The IC used in the circuit are:

  • NE555P (Precision Timers).
  • CD4026BE (CMOS Decade Counters/Dividers).

Best Answer

The advised capacitor is a long-lead buffer, so to speak.

Even if you had a perfect power supply, the cables that run to your design are far from perfect. And that's not your fault, it's just how cables are. I believe some rapper wrote a song about that... I'm pretty sure it was about cables anyway.

Your cables firstly pick up noise. Secondly they have silly characteristics that you will learn about later at some point in more detail, but basically for high frequency signals (such as digital circuitry makes) they have a very high reluctance to conduct current, possibly even only 50 mA. Those signals are hard to transport over just any cable. You can see it for now as the cables being a bit slow to react. If you switch on a current they will take some time to supply that steadily, so if you switch it often, you'll start to notice a lot of noise on the power supply.

Adding that capacitor will allow your high frequency switching currents to be taken from the capacitor, so the cables can supply just the short-term average, and normal DC leads are very good at short term average near-DC, they can do many amps at that and so can your supply: Everyone happy.

In fact, many design guides for voltage management or voltage regulator chips specify an input capacitor of 2.2 μF, for example, parallel to a dotted 22 μF or larger, with an asterisk saying "if the incoming power cables are longer than X or Y, regardless of power supply used, add the 22 μF (or more) capacitor for stability and better noise rejection".

It may even be better to keep the 100 μF capacitor, because the 8200 μF capacitor will have a larger internal resistance, unless it's also much, much larger physically. The internal resistance of a capacitor determines how good it is at taking away the ripple of low-current high frequency signals. Smaller is better in most cases with first input capacitors like this one. But, with voltage regulators, that doesn't always apply for all input/output capacitors, so once you get to those beware!
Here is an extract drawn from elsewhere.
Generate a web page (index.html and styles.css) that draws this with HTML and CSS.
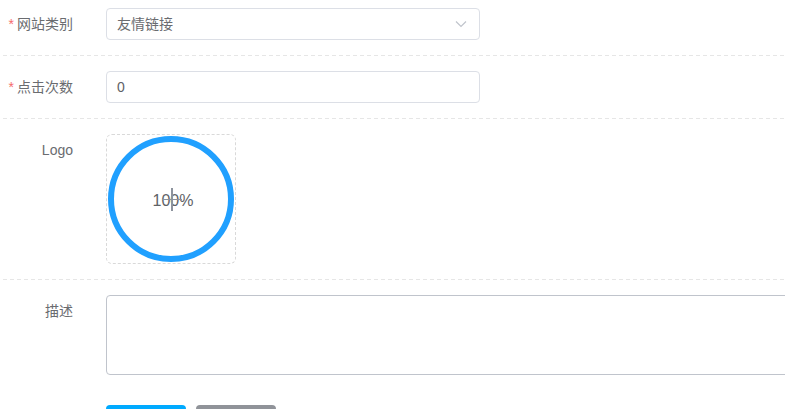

But that's not for now.

You can be happy about not everything being this sensitive, slowly switching or high frequency digital alike, there are many robust things that are much less sensitive to reboots, but it is often still a very good idea to add some capacitance if a board or design is powered with wires or sometimes even through a connector between boards. It doesn't always have to be as large as 100 μF, but a little to take the edge off (pun for the more weathered reader intended). Having no noise to work with is always better than having to work with noise.

The reason the capacitor between the power wires and the circuit works better than the circuit between the power wires and the capacitor is because the trace inductance (whether it's a PCB or bread board) will limit the response of the capacitor, if you then have power wires nearby, your circuit will ask them to supply some of the current as well, which will cause the same kinds of dips, but possible in a lower order. You are already basically putting your switching noise onto the cables and the cables already react to it. When your noise sees the capacitor first, even with some inductance in the traces, the noise will not go into the cables and not cause any further problems, which reduces the noise your circuit sees by a much greater factor.

Edit: Note: The above about capacitor position is severely simplified in some respects, but it generally conveys the idea well enough. To clarify it should suffice, but there are many dynamics to things like this. In later years looking back, you may find this to be a bit lacking. But you don't need to know all that right now. This will do.

The reason with a relay and a capacitor and shared power things go wrong, still, is because the current spike of your relay is too large for the capacitor to help with and then the cables can't keep up either, or because the relay release creates a voltage spike. A solution could be, if your design can handle a diode-drop:


simulate this circuit – Schematic created using CircuitLab

D1 prevents anything powered by the DR832 from stealing power from your digital buffering capacitor C1. D2 prevents the relay from making any significant noise on your supply and D3 catches any power spikes the relay still makes when you turn it off.